I'm sorry for the late reply. I also suspect there may be implementation issues, but after checking several times, I couldn't find any problems. So I tried training some FLUX layers and it worked. At the moment, I tentatively understand that Textual Inversion is not as effective on FLUX as it is on SD.

Littleor avatar Dec 04 '24 09:12 Littleor

@Littleor I've tested your Ti training repo but havent had any successes (it wont learn my concept at all), is it possible there are bugs left in the implementation or did it work on your end?

I'm sorry for the late reply. I also suspect there may be implementation issues, but after checking several times, I couldn't find any problems. So I tried training some FLUX layers and it worked. At the moment, I tentatively understand that Textual Inversion is not as effective on FLUX as it is on SD.

hi. thanks for your reply. "So I tried training some FLUX layers and it worked. " ==>>Do you mean that you trained some double stream layers in flux and freeze the t5 and clip word embdedding. in this way flux can learn new concept?

DeepSleepCode avatar Dec 04 '24 09:12 DeepSleepCode

@Littleor I've tested your Ti training repo but havent had any successes (it wont learn my concept at all), is it possible there are bugs left in the implementation or did it work on your end?

I'm sorry for the late reply. I also suspect there may be implementation issues, but after checking several times, I couldn't find any problems. So I tried training some FLUX layers and it worked. At the moment, I tentatively understand that Textual Inversion is not as effective on FLUX as it is on SD.

hi. thanks for your reply. "So I tried training some FLUX layers and it worked. " ==>>Do you mean that you trained some double stream layers in flux and freeze the t5 and clip word embdedding. in this way flux can learn new concept?

Hi, thanks for your reply. I just train some attention layers and freeze the t5 and clip word embdedding (only new token's word embdedding can be train as in text inversion). I found FLUX can learn some new concept in this way, and it will be not work if only train with new token embdedding.
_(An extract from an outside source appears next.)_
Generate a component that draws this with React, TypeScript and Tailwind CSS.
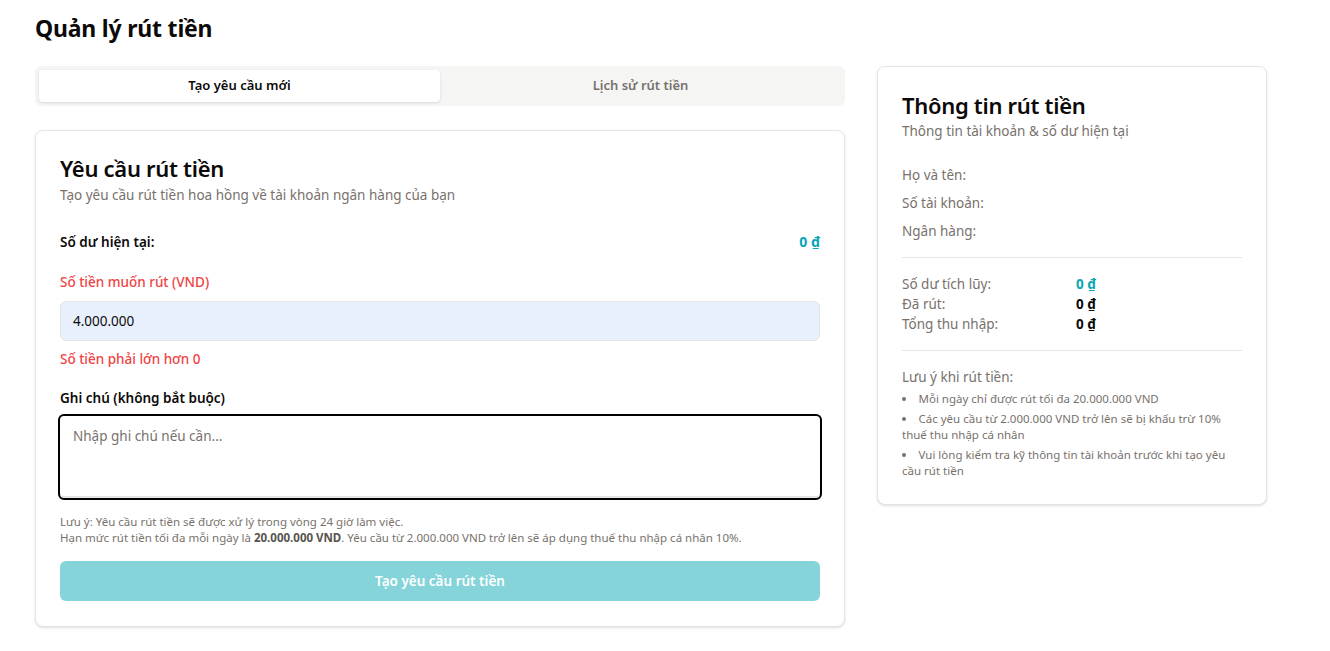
import React from "react";

export default function App() {
  return (
    <div
      className="min-h-[651px] bg-white text-[#0c0a09]"
      style={{ fontFamily: '"Noto Sans", "Open Sans", sans-serif' }}
    >
      <div className="pl-[35px] pt-[12px]">
        <h1 className="text-[23px] font-bold leading-[32px] tracking-[-0.2px]">Quản lý rút tiền</h1>
        <div className="mt-[22px] flex items-start gap-[32px]">
          {/* Left column */}
          <div className="w-[810px]">
            <div className="flex h-[40px] rounded-md bg-[#f5f5f4] p-[4px]">
              <div className="flex flex-1 items-center justify-center rounded-[4px] bg-white text-[13px] font-semibold shadow-sm">
                Tạo yêu cầu mới
              </div>
              <div className="flex flex-1 items-center justify-center text-[13px] font-semibold text-[#78716c]">
                Lịch sử rút tiền
              </div>
            </div>

            <div className="mt-[24px] rounded-lg border border-[#e7e5e4] bg-white px-[24px] pb-[25px] pt-[22px] shadow-sm">
              <h2 className="text-[22px] font-semibold leading-[30px] tracking-[-0.3px]">Yêu cầu rút tiền</h2>
              <p className="mt-[2px] text-[13.5px] leading-[20px] text-[#78716c]">
                Tạo yêu cầu rút tiền hoa hồng về tài khoản ngân hàng của bạn
              </p>

              <div className="mt-[26px] flex items-center justify-between">
                <span className="text-[13.5px] font-semibold leading-[20px]">Số dư hiện tại:</span>
                <span className="text-[14px] font-bold text-[#0aa6b5]">
                  0 <span className="underline">₫</span>
                </span>
              </div>

              <div className="mt-[20px] text-[13.5px] font-medium leading-[20px] text-[#ef4444]">
                Số tiền muốn rút (VND)
              </div>
              <div className="mt-[9px] flex h-[40px] items-center rounded-md border border-[#e7e5e4] bg-[#e8f0fe] px-[12px] text-[13.5px]">
                4.000.000
              </div>
              <div className="mt-[8px] text-[13.5px] font-medium leading-[20px] text-[#ef4444]">
                Số tiền phải lớn hơn 0
              </div>

              <div className="mt-[19px] text-[13.5px] font-semibold leading-[20px]">Ghi chú (không bắt buộc)</div>
              <div className="mt-[6px] -mx-[2px] h-[86px] rounded-md border-2 border-black px-[13px] py-[10px] text-[13.5px] text-[#78716c] shadow-[inset_0_-2px_0_#e5e5e5]">
                Nhập ghi chú nếu cần...
              </div>

              <div className="mt-[14px] text-[11.5px] leading-[16px] text-[#78716c]">
                <div>Lưu ý: Yêu cầu rút tiền sẽ được xử lý trong vòng 24 giờ làm việc.</div>
                <div>
                  Hạn mức rút tiền tối đa mỗi ngày là <span className="font-bold text-[#57534e]">20.000.000 VND</span>. Yêu cầu từ 2.000.000 VND trở lên sẽ áp dụng thuế thu nhập cá nhân 10%.
                </div>
              </div>

              <div className="mt-[15px] flex h-[40px] items-center justify-center rounded-md bg-[#84d4da] text-[13.5px] font-semibold text-white">
                Tạo yêu cầu rút tiền
              </div>
            </div>
          </div>

          {/* Right column */}
          <div className="w-[390px] rounded-lg border border-[#e7e5e4] bg-white px-[24px] pb-[25px] pt-[23px] shadow-sm">
            <h2 className="text-[22px] font-semibold leading-[30px] tracking-[-0.3px]">Thông tin rút tiền</h2>
            <p className="mt-[1px] text-[13.5px] leading-[20px] text-[#78716c]">Thông tin tài khoản &amp; số dư hiện tại</p>

            <div className="mt-[24px] flex flex-col gap-[8px] text-[13.5px] leading-[20px] text-[#78716c]">
              <div>Họ và tên:</div>
              <div>Số tài khoản:</div>
              <div>Ngân hàng:</div>
            </div>

            <div className="mt-[16px] h-px bg-[#e7e5e4]" />

            <div className="mt-[16px] flex flex-col text-[13.5px] leading-[20px]">
              <div className="flex">
                <span className="w-[174px] text-[#78716c]">Số dư tích lũy:</span>
                <span className="font-bold text-[#0aa6b5]">
                  0 <span className="underline">₫</span>
                </span>
              </div>
              <div className="flex">
                <span className="w-[174px] text-[#78716c]">Đã rút:</span>
                <span className="font-bold">
                  0 <span className="underline">₫</span>
                </span>
              </div>
              <div className="flex">
                <span className="w-[174px] text-[#78716c]">Tổng thu nhập:</span>
                <span className="font-bold">
                  0 <span className="underline">₫</span>
                </span>
              </div>
            </div>

            <div className="mt-[16px] h-px bg-[#e7e5e4]" />

            <div className="mt-[16px] text-[13.5px] leading-[20px] text-[#78716c]">Lưu ý khi rút tiền:</div>
            <ul className="mt-[4px] list-inside list-disc pr-[10px] text-[11.5px] leading-[16px] text-[#78716c]">
              <li className="mb-[4px]">Mỗi ngày chỉ được rút tối đa 20.000.000 VND</li>
              <li className="mb-[4px]">Các yêu cầu từ 2.000.000 VND trở lên sẽ bị khấu trừ 10% thuế thu nhập cá nhân</li>
              <li>Vui lòng kiểm tra kỹ thông tin tài khoản trước khi tạo yêu cầu rút tiền</li>
            </ul>
          </div>
        </div>
      </div>
    </div>
  );
}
Littleor avatar Dec 06 '24 05:12 Littleor

I just stumbled on this Blog Post that also mentioned pure Textual Inversion Training. I tried it three times, but I didn't get it to learn my concept :/

Sebastian-Zok avatar Dec 13 '24 17:12 Sebastian-Zok

@Littleor Hi, now I am exploring effective flux id consistency solution, do you think text inversion is a good way to achieve strong consistency? Traditional lora training needs heavy computation

lieding avatar Feb 26 '25 02:02 lieding

@Littleor Hi, now I am exploring effective flux id consistency solution, do you think text inversion is a good way to achieve strong consistency? Traditional lora training needs heavy computation

Text Textual Inversion may be a good method, as it can learn many new concepts, such as color, style, and objects. However, to my knowledge, directly using Textual Inversion in FLUX may not work as this issue shown. I haven't been focusing on this issue recently, so I'm sorry that I can't confirm.

Littleor avatar Feb 26 '25 07:02 Littleor

maby this version for deep floid t5 could be used for flux as well? https://github.com/oss-roettger/T5-Textual-Inversion

Manni1000 avatar May 05 '25 19:05 Manni1000